— What you will do —
All of the lines below are to be printed again exactly; images are excluded from the output.

— Data shown —
===

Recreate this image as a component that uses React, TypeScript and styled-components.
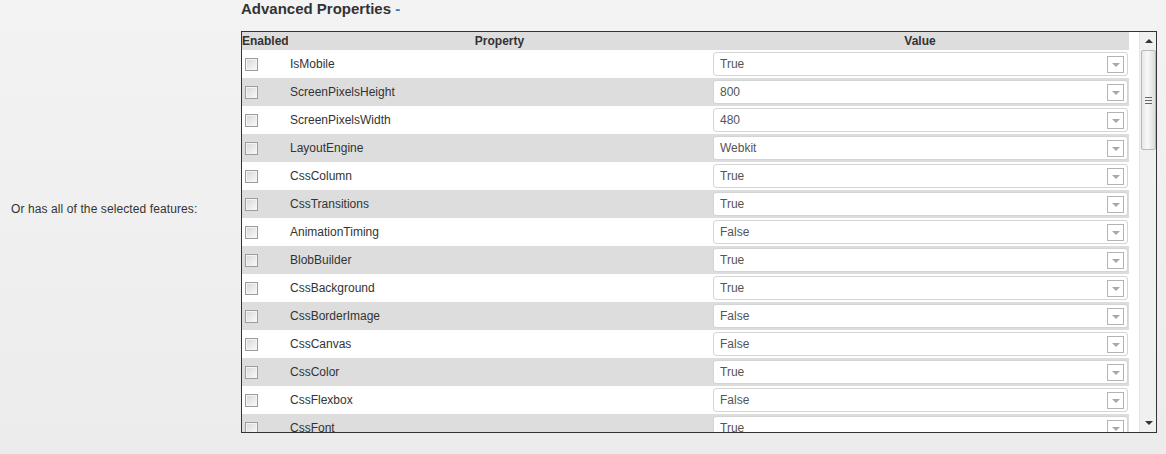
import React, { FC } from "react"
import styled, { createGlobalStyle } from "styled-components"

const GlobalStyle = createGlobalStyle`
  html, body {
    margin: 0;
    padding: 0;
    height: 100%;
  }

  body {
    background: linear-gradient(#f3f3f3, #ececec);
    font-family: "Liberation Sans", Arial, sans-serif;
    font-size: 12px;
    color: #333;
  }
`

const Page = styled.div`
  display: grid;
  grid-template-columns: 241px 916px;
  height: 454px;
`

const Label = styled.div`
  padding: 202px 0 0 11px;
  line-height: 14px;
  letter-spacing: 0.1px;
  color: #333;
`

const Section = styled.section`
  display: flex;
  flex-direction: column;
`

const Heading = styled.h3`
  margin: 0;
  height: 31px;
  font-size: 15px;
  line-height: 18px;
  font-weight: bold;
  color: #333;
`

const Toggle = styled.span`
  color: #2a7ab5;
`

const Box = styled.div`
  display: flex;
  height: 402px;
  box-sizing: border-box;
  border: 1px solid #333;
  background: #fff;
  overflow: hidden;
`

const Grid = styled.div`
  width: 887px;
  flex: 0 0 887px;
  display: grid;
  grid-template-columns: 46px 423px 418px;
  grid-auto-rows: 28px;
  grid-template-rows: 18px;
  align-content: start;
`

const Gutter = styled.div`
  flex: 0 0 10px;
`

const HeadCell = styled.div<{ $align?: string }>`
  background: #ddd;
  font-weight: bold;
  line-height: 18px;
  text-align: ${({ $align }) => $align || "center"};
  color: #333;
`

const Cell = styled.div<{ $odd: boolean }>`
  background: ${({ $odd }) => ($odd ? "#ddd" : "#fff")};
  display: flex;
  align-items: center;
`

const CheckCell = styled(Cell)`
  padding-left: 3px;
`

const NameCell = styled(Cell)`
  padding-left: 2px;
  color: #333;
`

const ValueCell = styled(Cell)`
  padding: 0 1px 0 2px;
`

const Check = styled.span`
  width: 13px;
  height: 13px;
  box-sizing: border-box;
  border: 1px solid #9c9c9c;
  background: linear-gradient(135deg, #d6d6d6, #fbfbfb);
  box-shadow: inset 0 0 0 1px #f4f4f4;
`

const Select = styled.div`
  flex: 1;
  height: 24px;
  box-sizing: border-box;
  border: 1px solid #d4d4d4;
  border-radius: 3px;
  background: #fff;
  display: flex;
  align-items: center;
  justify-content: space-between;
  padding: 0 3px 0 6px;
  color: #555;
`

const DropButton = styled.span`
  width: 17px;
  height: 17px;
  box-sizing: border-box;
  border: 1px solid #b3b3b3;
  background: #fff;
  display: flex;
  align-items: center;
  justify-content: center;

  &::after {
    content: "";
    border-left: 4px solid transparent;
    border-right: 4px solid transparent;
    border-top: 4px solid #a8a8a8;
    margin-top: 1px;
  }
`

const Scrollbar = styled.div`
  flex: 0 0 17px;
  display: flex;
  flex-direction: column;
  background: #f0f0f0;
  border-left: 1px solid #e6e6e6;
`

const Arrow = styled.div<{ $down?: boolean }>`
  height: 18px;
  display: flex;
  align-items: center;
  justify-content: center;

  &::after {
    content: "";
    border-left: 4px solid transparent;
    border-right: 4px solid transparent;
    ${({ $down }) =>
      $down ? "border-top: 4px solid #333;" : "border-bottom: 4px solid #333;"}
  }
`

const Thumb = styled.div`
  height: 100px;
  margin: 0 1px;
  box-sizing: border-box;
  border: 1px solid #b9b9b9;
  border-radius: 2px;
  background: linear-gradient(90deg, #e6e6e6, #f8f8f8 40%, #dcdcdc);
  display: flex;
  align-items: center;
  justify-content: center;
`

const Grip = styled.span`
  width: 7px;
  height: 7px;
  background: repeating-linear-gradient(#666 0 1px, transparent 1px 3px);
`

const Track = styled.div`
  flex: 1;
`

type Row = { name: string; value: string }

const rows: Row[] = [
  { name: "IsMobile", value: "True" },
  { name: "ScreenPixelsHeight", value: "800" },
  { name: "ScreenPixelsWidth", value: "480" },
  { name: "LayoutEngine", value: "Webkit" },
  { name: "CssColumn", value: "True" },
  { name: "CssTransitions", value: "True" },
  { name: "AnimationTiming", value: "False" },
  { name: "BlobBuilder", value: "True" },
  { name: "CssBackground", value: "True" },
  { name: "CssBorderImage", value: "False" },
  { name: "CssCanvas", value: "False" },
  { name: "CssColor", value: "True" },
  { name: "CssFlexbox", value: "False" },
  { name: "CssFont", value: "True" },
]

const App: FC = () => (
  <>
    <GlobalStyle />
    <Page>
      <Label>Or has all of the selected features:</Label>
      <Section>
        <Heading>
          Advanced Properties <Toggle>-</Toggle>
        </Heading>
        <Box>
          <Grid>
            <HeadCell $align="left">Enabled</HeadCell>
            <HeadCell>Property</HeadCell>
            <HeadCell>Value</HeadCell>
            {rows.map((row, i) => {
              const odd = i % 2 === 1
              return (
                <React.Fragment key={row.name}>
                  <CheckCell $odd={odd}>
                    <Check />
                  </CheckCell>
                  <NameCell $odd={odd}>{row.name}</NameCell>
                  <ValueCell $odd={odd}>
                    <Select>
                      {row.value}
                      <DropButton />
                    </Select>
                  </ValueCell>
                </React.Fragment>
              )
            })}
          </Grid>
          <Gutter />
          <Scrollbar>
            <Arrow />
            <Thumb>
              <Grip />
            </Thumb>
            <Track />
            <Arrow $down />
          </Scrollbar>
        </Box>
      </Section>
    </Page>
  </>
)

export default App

===

— Worked answer —
Recreate this image as a component that uses React, TypeScript and styled-components.
import React, { FC } from "react"
import styled, { createGlobalStyle } from "styled-components"

const GlobalStyle = createGlobalStyle`
  html, body {
    margin: 0;
    padding: 0;
    height: 100%;
  }

  body {
    background: linear-gradient(#f3f3f3, #ececec);
    font-family: "Liberation Sans", Arial, sans-serif;
    font-size: 12px;
    color: #333;
  }
`

const Page = styled.div`
  display: grid;
  grid-template-columns: 241px 916px;
  height: 454px;
`

const Label = styled.div`
  padding: 202px 0 0 11px;
  line-height: 14px;
  letter-spacing: 0.1px;
  color: #333;
`

const Section = styled.section`
  display: flex;
  flex-direction: column;
`

const Heading = styled.h3`
  margin: 0;
  height: 31px;
  font-size: 15px;
  line-height: 18px;
  font-weight: bold;
  color: #333;
`

const Toggle = styled.span`
  color: #2a7ab5;
`

const Box = styled.div`
  display: flex;
  height: 402px;
  box-sizing: border-box;
  border: 1px solid #333;
  background: #fff;
  overflow: hidden;
`

const Grid = styled.div`
  width: 887px;
  flex: 0 0 887px;
  display: grid;
  grid-template-columns: 46px 423px 418px;
  grid-auto-rows: 28px;
  grid-template-rows: 18px;
  align-content: start;
`

const Gutter = styled.div`
  flex: 0 0 10px;
`

const HeadCell = styled.div<{ $align?: string }>`
  background: #ddd;
  font-weight: bold;
  line-height: 18px;
  text-align: ${({ $align }) => $align || "center"};
  color: #333;
`

const Cell = styled.div<{ $odd: boolean }>`
  background: ${({ $odd }) => ($odd ? "#ddd" : "#fff")};
  display: flex;
  align-items: center;
`

const CheckCell = styled(Cell)`
  padding-left: 3px;
`

const NameCell = styled(Cell)`
  padding-left: 2px;
  color: #333;
`

const ValueCell = styled(Cell)`
  padding: 0 1px 0 2px;
`

const Check = styled.span`
  width: 13px;
  height: 13px;
  box-sizing: border-box;
  border: 1px solid #9c9c9c;
  background: linear-gradient(135deg, #d6d6d6, #fbfbfb);
  box-shadow: inset 0 0 0 1px #f4f4f4;
`

const Select = styled.div`
  flex: 1;
  height: 24px;
  box-sizing: border-box;
  border: 1px solid #d4d4d4;
  border-radius: 3px;
  background: #fff;
  display: flex;
  align-items: center;
  justify-content: space-between;
  padding: 0 3px 0 6px;
  color: #555;
`

const DropButton = styled.span`
  width: 17px;
  height: 17px;
  box-sizing: border-box;
  border: 1px solid #b3b3b3;
  background: #fff;
  display: flex;
  align-items: center;
  justify-content: center;

  &::after {
    content: "";
    border-left: 4px solid transparent;
    border-right: 4px solid transparent;
    border-top: 4px solid #a8a8a8;
    margin-top: 1px;
  }
`

const Scrollbar = styled.div`
  flex: 0 0 17px;
  display: flex;
  flex-direction: column;
  background: #f0f0f0;
  border-left: 1px solid #e6e6e6;
`

const Arrow = styled.div<{ $down?: boolean }>`
  height: 18px;
  display: flex;
  align-items: center;
  justify-content: center;

  &::after {
    content: "";
    border-left: 4px solid transparent;
    border-right: 4px solid transparent;
    ${({ $down }) =>
      $down ? "border-top: 4px solid #333;" : "border-bottom: 4px solid #333;"}
  }
`

const Thumb = styled.div`
  height: 100px;
  margin: 0 1px;
  box-sizing: border-box;
  border: 1px solid #b9b9b9;
  border-radius: 2px;
  background: linear-gradient(90deg, #e6e6e6, #f8f8f8 40%, #dcdcdc);
  display: flex;
  align-items: center;
  justify-content: center;
`

const Grip = styled.span`
  width: 7px;
  height: 7px;
  background: repeating-linear-gradient(#666 0 1px, transparent 1px 3px);
`

const Track = styled.div`
  flex: 1;
`

type Row = { name: string; value: string }

const rows: Row[] = [
  { name: "IsMobile", value: "True" },
  { name: "ScreenPixelsHeight", value: "800" },
  { name: "ScreenPixelsWidth", value: "480" },
  { name: "LayoutEngine", value: "Webkit" },
  { name: "CssColumn", value: "True" },
  { name: "CssTransitions", value: "True" },
  { name: "AnimationTiming", value: "False" },
  { name: "BlobBuilder", value: "True" },
  { name: "CssBackground", value: "True" },
  { name: "CssBorderImage", value: "False" },
  { name: "CssCanvas", value: "False" },
  { name: "CssColor", value: "True" },
  { name: "CssFlexbox", value: "False" },
  { name: "CssFont", value: "True" },
]

const App: FC = () => (
  <>
    <GlobalStyle />
    <Page>
      <Label>Or has all of the selected features:</Label>
      <Section>
        <Heading>
          Advanced Properties <Toggle>-</Toggle>
        </Heading>
        <Box>
          <Grid>
            <HeadCell $align="left">Enabled</HeadCell>
            <HeadCell>Property</HeadCell>
            <HeadCell>Value</HeadCell>
            {rows.map((row, i) => {
              const odd = i % 2 === 1
              return (
                <React.Fragment key={row.name}>
                  <CheckCell $odd={odd}>
                    <Check />
                  </CheckCell>
                  <NameCell $odd={odd}>{row.name}</NameCell>
                  <ValueCell $odd={odd}>
                    <Select>
                      {row.value}
                      <DropButton />
                    </Select>
                  </ValueCell>
                </React.Fragment>
              )
            })}
          </Grid>
          <Gutter />
          <Scrollbar>
            <Arrow />
            <Thumb>
              <Grip />
            </Thumb>
            <Track />
            <Arrow $down />
          </Scrollbar>
        </Box>
      </Section>
    </Page>
  </>
)

export default App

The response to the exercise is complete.